The comparison here is complicated by the fact that this saying apparently stood in both Mark and Q. It is closely, but in reverse order by the two later evangelists, connected with a saying taken from Mark. It may be assigned to Q.

THE STRAY SHEEP

(Mt xviii, 12-14; Lk xv, 4-7)

There seems here to be little or no literary relationship. The two passages appear to be rather different versions of the same parable, which have come down thru different channels. If it be assumed that Matthew’s version is from Q, there is not enough literary agreement between it and Luke’s to prove the latter to be from any recension of that document. Considering the larger content of Matthew’s recension, and his apparently greater unwillingness to make omissions from it, it might be safe to assign this to QMt, but to leave Luke’s source for his version unspecified. At the same time it is well to remember that the parables stand apparently half-way between the narratives and the sayings, as regards the willingness of the evangelists to deviate from the wording found before them.
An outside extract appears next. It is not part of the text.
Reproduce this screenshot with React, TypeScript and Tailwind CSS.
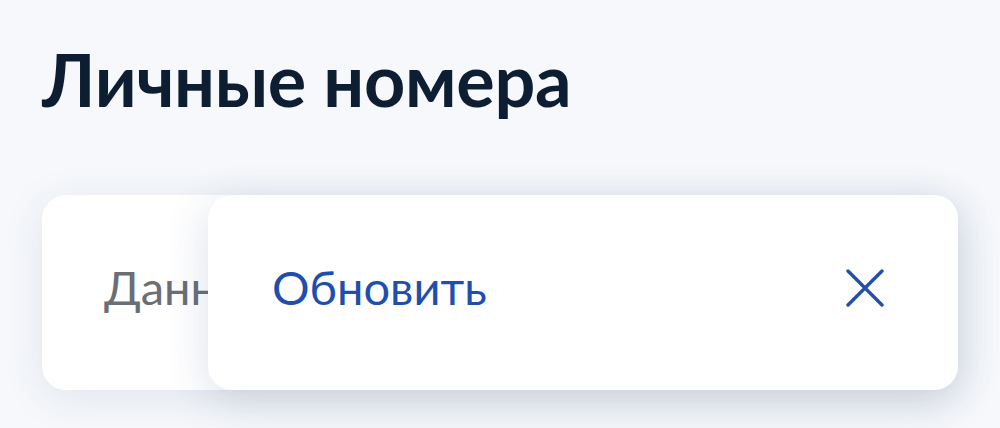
import React from 'react';

const CloseIcon = () => (
  <svg width="38" height="38" viewBox="0 0 38 38" fill="none" className="shrink-0">
    <path d="M2 2L36 36M36 2L2 36" stroke="#2350a8" strokeWidth="3.4" strokeLinecap="round" />
  </svg>
);

const NumbersPage = () => {
  return (
    <div
      className="min-h-screen w-full bg-[#f6f8fb] px-[42px] pt-[38px]"
      style={{ fontFamily: 'Lato, "Noto Sans", sans-serif' }}
    >
      <h1 className="text-[72px] font-bold leading-[82px] text-[#0d1e32] tracking-[-0.3px]">Личные номера</h1>

      <div className="relative mt-[75px] h-[195px]">
        {/* underlying row, partly covered by the action panel */}
        <div className="flex h-full items-center rounded-[24px] bg-white pb-[10px] pl-[62px] shadow-[0_8px_40px_rgba(40,60,110,0.10)]">
          <div className="w-[104px] overflow-hidden">
            <span className="text-[47px] text-[#6a6f77] whitespace-nowrap">Данные обновлены</span>
          </div>
        </div>

        {/* swipe action panel */}
        <div className="absolute inset-y-0 left-[166px] right-0 flex items-center justify-between rounded-[24px] bg-white pb-[10px] pl-[64px] pr-[74px] shadow-[0_10px_44px_rgba(40,60,110,0.16)]">
          <span className="text-[47px] text-[#1f4fae]">Обновить</span>
          <CloseIcon />
        </div>
      </div>
    </div>
  );
};

export default function App() {
  return <NumbersPage />;
}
If enough may be allowed for this difference between parables and sayings, the divergence between the two Gospels in this section might not be considered too great to be accounted for by the known habits of Matthew and Luke, working on different recensions of an original Q; and so the passage might be assigned to QMt and QLk—but certainly not with any confidence.

ABOUT FORGIVENESS

(Mt xviii, 21-22; Lk xvii, 4)

These might be considered merely as variants of the same original saying. If the reference to Peter be taken, like some of the other references to him in Matthew, to be later than the saying itself, the insertion of this reference in Matthew, whether by Matthew or his source, may have changed the form of the saying from its original as preserved in Luke. But the very slight verbal agreement makes any specification of a common literary source hazardous.